Before the 2020 reform, the raion consisted of four hromadas:
- Beryslav urban hromada with the administration in Beryslav;
- Mylove rural hromada with the administration in Mylove;
- Novoraisk rural hromada with the administration in Novoraisk;
- Tiahynka rural hromada with the administration in Tiahynka.

Beryslav Raion was divided in a way that followed the general administrative scheme in Ukraine. Local government was also organized along a similar scheme nationwide. Consequently, raions were subdivided into councils, which were the prime level of administrative division in the country.

Each of the raion's urban localities administered their own councils, often containing a few other villages within its jurisdiction. However, only a handful of rural localities were organized into councils, which also might contain a few villages within its jurisdiction.

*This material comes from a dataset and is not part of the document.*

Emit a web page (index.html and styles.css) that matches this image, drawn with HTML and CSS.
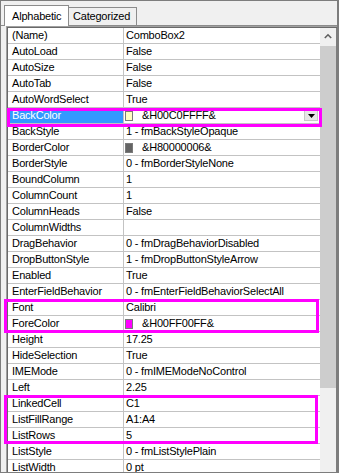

Accordingly, Beryslav Raion was divided into:
- 1 city council—made up of the city of Beryslav (administrative center)
- 1 settlement council—made up of the urban-type settlement of Kozatske
- 29 village councils

Overall, the raion had a total of 43 populated localities, consisting of one city, one urban-type settlement, 34 villages, and seven rural settlements.

==Geography==
Beryslav Raion is located in the central part of Kherson Oblast on the right-bank of the Dnieper River and the Kakhovka Reservoir. Geographically, it lies in the lowland immediately before the Black Sea.

==History==
Beryslav Raion was first established on March 7, 1923 as part of a full-scale administrative reorganization of the Ukrainian Soviet Socialist Republic. During the 2022 Russian invasion of Ukraine, almost the whole of Beryslav Raion was initially occupied by Russian forces, apart from a few villages in the north of the raion. However, by late October 2022 the majority of the rural districts had been re-taken by Ukrainian forces, although the city of Beryslav remained in Russian hands as of 29 October. The rest of the raion was retaken on 10 November 2022, when the Russian troops withdrew from the right bank of the Dnieper.